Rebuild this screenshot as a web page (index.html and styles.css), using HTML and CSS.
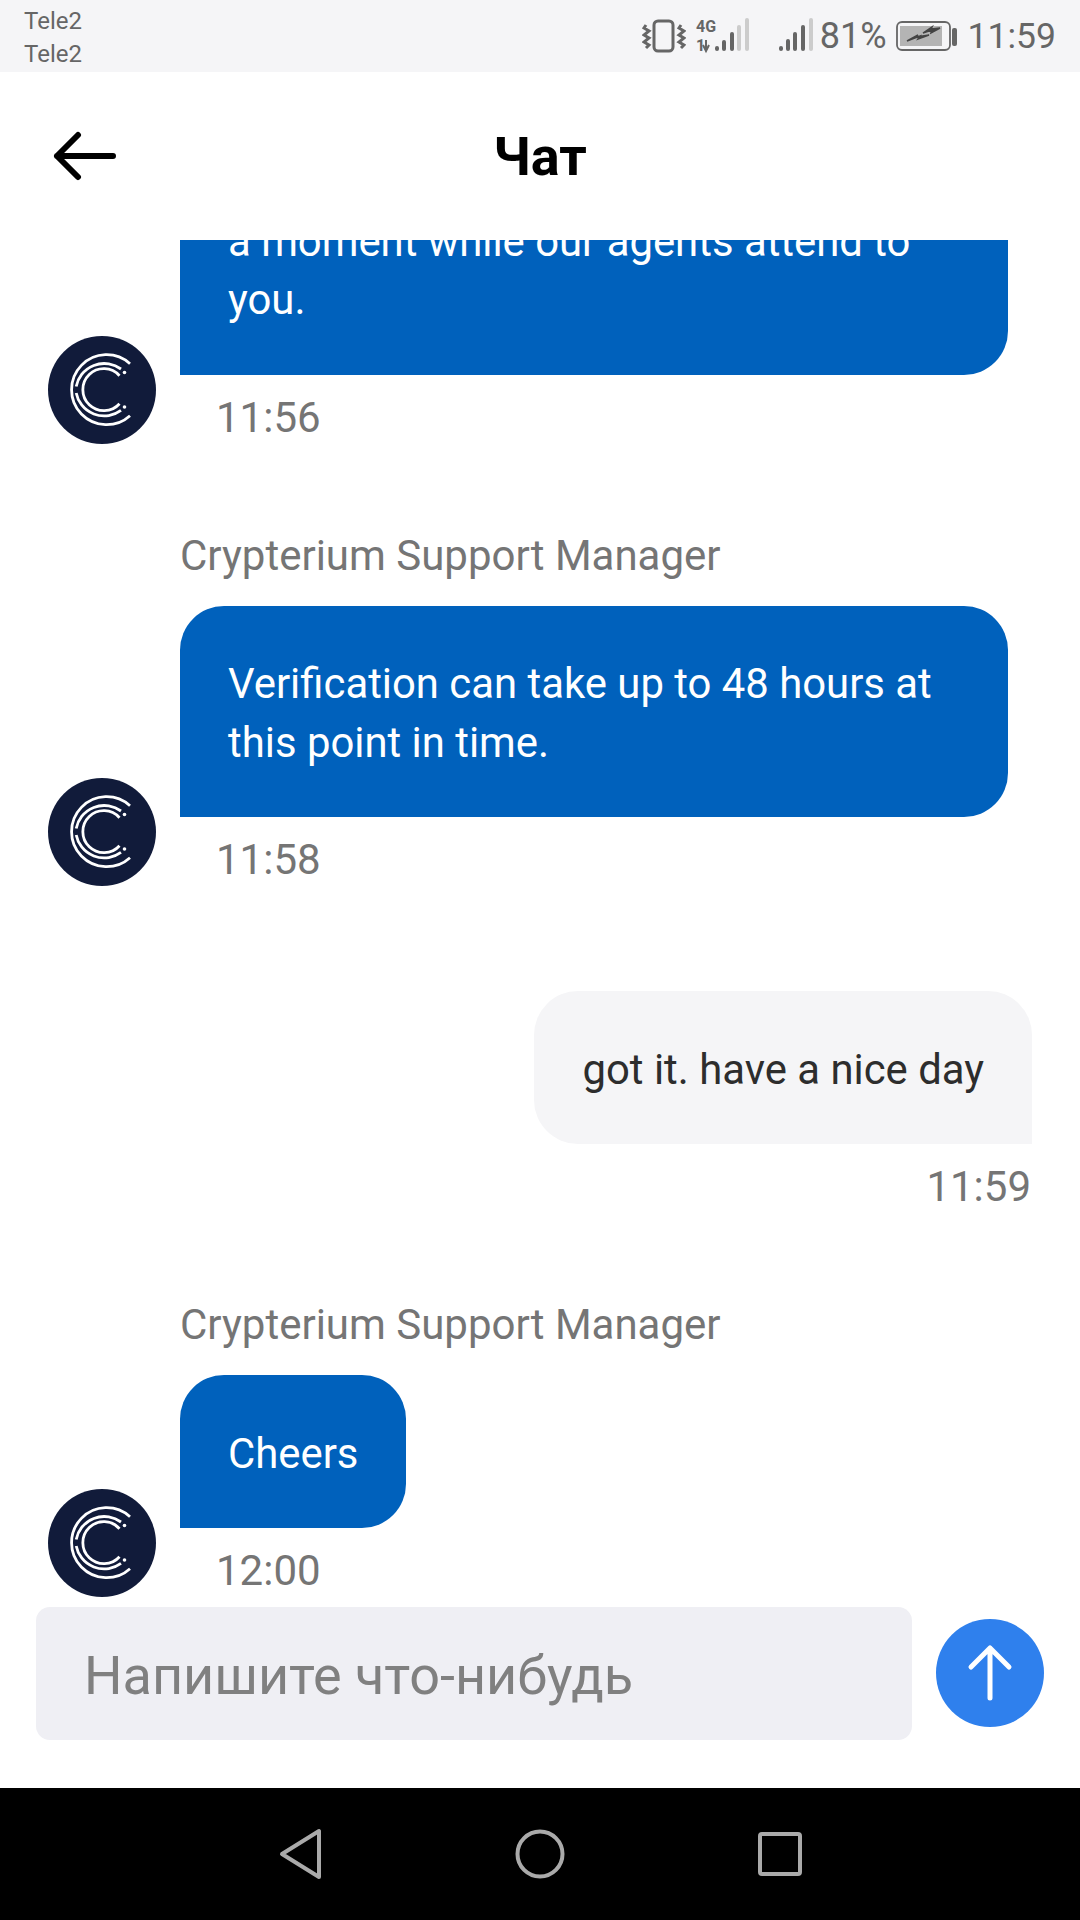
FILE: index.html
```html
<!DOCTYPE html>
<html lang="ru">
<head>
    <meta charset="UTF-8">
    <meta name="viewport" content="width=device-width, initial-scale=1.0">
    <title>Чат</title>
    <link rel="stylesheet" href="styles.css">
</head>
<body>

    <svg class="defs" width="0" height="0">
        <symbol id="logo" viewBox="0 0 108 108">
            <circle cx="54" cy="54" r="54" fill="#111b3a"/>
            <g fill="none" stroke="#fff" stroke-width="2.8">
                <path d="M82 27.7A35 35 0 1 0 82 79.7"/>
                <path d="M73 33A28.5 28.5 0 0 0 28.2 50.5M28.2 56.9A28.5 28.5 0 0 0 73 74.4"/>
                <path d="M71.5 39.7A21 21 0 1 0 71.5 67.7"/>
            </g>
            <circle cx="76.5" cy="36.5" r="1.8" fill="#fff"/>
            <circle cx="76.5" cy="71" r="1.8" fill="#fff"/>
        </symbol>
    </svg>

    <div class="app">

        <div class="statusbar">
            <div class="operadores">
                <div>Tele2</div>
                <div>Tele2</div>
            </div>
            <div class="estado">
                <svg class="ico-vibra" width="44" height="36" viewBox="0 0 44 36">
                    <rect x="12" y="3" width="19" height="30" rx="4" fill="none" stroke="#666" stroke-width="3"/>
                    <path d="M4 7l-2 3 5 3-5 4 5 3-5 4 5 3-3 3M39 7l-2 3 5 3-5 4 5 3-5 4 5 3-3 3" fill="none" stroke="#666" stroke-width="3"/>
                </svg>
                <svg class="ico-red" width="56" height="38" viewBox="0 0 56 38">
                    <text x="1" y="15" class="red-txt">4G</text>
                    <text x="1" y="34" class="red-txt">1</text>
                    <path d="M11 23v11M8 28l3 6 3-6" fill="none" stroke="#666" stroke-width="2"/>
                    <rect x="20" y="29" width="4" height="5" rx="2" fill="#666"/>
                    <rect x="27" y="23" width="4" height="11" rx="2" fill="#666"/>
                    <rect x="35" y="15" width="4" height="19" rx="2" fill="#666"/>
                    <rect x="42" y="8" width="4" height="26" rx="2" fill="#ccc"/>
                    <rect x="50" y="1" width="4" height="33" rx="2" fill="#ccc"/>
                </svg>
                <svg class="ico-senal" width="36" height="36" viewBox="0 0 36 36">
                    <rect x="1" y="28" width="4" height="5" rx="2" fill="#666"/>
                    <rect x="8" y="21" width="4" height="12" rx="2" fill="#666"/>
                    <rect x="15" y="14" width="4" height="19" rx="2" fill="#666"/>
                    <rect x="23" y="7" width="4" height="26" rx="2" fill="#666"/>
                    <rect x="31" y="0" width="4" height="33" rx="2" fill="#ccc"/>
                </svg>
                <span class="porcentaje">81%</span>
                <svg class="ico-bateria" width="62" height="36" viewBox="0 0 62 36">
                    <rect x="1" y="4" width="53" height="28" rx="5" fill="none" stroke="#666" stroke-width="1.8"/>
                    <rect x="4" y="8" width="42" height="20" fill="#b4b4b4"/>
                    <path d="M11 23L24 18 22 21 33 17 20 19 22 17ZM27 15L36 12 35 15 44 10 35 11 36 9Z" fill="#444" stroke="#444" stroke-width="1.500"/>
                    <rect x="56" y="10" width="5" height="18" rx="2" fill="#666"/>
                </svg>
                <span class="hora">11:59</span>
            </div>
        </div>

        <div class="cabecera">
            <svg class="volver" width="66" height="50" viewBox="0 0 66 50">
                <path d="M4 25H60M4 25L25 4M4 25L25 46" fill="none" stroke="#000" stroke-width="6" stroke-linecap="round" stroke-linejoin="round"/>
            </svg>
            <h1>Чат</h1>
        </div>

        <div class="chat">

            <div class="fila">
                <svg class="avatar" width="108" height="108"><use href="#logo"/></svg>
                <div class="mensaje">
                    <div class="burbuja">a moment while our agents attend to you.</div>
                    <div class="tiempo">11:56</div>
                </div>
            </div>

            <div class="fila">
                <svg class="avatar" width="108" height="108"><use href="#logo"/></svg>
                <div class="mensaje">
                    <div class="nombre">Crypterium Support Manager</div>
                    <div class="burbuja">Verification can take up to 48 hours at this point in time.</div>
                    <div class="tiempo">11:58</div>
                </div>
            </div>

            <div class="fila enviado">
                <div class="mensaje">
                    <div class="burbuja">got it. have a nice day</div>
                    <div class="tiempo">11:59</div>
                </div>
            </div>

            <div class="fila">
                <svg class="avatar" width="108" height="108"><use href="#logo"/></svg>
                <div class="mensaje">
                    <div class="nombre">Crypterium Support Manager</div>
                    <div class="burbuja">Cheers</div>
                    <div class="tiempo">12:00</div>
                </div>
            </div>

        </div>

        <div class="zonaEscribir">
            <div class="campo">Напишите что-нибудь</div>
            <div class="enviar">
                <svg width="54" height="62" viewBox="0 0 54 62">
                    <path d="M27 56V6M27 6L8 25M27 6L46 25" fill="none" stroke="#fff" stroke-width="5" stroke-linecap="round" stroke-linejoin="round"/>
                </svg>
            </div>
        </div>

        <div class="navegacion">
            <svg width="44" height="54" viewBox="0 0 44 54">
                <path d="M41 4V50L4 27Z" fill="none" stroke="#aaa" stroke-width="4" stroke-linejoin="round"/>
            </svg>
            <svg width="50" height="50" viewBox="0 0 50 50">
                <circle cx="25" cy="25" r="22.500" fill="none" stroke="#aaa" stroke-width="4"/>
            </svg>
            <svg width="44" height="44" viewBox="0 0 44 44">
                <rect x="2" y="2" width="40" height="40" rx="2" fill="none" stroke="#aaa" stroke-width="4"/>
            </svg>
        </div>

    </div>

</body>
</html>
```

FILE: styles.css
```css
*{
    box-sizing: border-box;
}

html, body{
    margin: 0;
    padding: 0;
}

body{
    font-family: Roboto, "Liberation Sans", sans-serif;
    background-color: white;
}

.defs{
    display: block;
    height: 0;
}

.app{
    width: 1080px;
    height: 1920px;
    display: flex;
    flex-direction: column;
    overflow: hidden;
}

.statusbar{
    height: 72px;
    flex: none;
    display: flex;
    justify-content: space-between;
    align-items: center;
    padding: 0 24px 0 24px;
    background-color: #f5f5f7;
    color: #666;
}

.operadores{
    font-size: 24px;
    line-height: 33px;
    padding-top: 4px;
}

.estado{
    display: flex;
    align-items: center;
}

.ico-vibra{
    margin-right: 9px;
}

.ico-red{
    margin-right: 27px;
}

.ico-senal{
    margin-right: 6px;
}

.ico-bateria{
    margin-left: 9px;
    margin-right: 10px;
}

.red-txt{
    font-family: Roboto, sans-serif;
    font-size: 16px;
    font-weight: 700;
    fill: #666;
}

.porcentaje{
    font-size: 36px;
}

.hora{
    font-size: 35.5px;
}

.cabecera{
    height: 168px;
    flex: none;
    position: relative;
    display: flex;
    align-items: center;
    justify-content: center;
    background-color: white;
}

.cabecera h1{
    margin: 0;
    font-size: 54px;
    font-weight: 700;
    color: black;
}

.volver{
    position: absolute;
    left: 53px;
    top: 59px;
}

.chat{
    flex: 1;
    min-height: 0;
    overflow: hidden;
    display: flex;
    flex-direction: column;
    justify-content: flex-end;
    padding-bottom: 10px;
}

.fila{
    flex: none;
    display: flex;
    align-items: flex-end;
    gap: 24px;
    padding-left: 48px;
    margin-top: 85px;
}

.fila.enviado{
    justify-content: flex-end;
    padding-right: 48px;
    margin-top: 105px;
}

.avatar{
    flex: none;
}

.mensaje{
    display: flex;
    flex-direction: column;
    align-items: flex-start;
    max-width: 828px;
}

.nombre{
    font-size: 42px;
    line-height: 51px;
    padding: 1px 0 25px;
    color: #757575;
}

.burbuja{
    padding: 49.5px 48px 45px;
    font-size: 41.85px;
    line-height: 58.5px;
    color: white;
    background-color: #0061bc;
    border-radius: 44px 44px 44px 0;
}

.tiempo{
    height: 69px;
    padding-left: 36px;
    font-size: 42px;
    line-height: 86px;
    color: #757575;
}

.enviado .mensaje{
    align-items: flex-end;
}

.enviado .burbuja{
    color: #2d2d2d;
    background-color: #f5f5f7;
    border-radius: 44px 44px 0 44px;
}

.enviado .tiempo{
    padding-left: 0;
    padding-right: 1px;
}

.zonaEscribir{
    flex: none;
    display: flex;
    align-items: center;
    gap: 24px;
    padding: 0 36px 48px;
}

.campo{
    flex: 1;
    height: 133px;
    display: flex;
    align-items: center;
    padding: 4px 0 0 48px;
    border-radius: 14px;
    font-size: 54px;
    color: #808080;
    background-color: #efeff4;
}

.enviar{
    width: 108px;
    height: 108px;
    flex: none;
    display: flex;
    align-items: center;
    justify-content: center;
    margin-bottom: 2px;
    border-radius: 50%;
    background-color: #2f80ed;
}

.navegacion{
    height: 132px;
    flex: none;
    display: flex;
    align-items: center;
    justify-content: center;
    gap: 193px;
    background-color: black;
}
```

•••••

WHAT IS BEING ASKED
Return each line of the data that contains the string "styles".

COMPLETE ANSWER
Rebuild this screenshot as a web page (index.html and styles.css), using HTML and CSS.
    <link rel="stylesheet" href="styles.css">
FILE: styles.css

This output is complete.